On the surface, it is very informal, not too many ties or suits around but underneath, it is always business, albeit with a healthy appreciation of the good life. The underlying motif seems to be: ‘have fun making money’.

Part of the healthy work-life balance is the appreciation of good food – of which there is no shortage in this city of acknowledged culinary delights. This combination of hard-headed business sense and the pursuit of pleasure in all its forms has made HK the pulsating dynamo around which both the East and the West rotate. It is now attracting greater and greater commercial and financial mass around its nucleus.

This tiny enclave on the southern coast of the gigantic Chinese mainland is one of the most densely populated areas of the world and also one of the richest. It was a British colony for 150 years before reverting to China in 1997 as a Special Administrative Region (SAR), thus becoming a natural bridge, in more ways than one, between Asia and the West.

It is already the world’s ninth-largest trading economy, the second-largest stock market in Asia, the second-largest private equity centre in Asia and the third-largest source of FDI from that continent.

Opening the conference, Jack So, chairman of the HKTDC, said the Asian region had emerged as the world’s economic and financial engine – “which is why ‘Asia, Powering World Growth’ is the theme of our seventh forum”.

He pointed out that 60% of all outward investment from the Chinese mainland passed through HK and that it remains the largest pool of renminbi deposits outside the mainland. The renminbi is now the second-most-used currency in trade finance, having overtaken the euro, and this explains why an increasing number of African banks are now happy to open renminbi accounts.

But there was no collective patting of backs during the subsequent presentations. Instead, one felt there was a sense of caution for what the future might bring. Ironically, there seemed to be a perception that the threat to HK’s dominance as a finance and trade centre would come from the Chinese mainland, from places such as Shanghai. The fear seemed to be that HK might lose its relevance if other centres in China or elsewhere in Asia overtook it.

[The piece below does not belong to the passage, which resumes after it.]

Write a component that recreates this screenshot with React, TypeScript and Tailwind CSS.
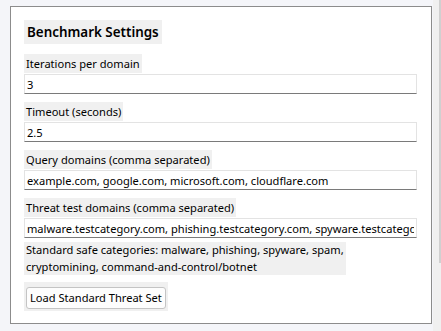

But in discussions afterwards, I was told that HK business leaders had developed a tradition of looking for problems even if they were not there and trying to ward them off before they happened. “This is part of the HK success story,” Abed informed me. “Be prepared for the worst, but make the most of the present.”

Note of caution
Nevertheless, CY Leung, chief executive of the Hong Kong SAR government, did strike a note of caution. He said that while on the surface 2013 marked a positive turning point for the global economy, “digging a little deeper, a review of 2013 also reveals significant red flags for the year ahead. Although Europe is out of recession, the recovery is uneven across the continent. Over in the US, the Federal Reserve has begun unwinding its massive asset purchase programme, a move which continues to weigh on international market sentiment”.

Nevertheless, he said, “the best illustration of Hong Kong’s connector role in global finance can be seen in the internationalisation of the Chinese currency, the renminbi. Our RMB Real Time Gross Settlement (RTGS) system handles an average daily turnover of around RMB 400bn ($65bn).”

International connectivity, he added, “is undoubtedly a key to achieving a full-fledged global recovery. Hong Kong will continue to make good use of its extraordinary advantage as a Special Administrative Region of China. Being part of China, we offer the advantage of ‘One Country’, and with our own legal, financial and economic systems separate to those of the mainland, we offer the advantage of ‘Two Systems’.”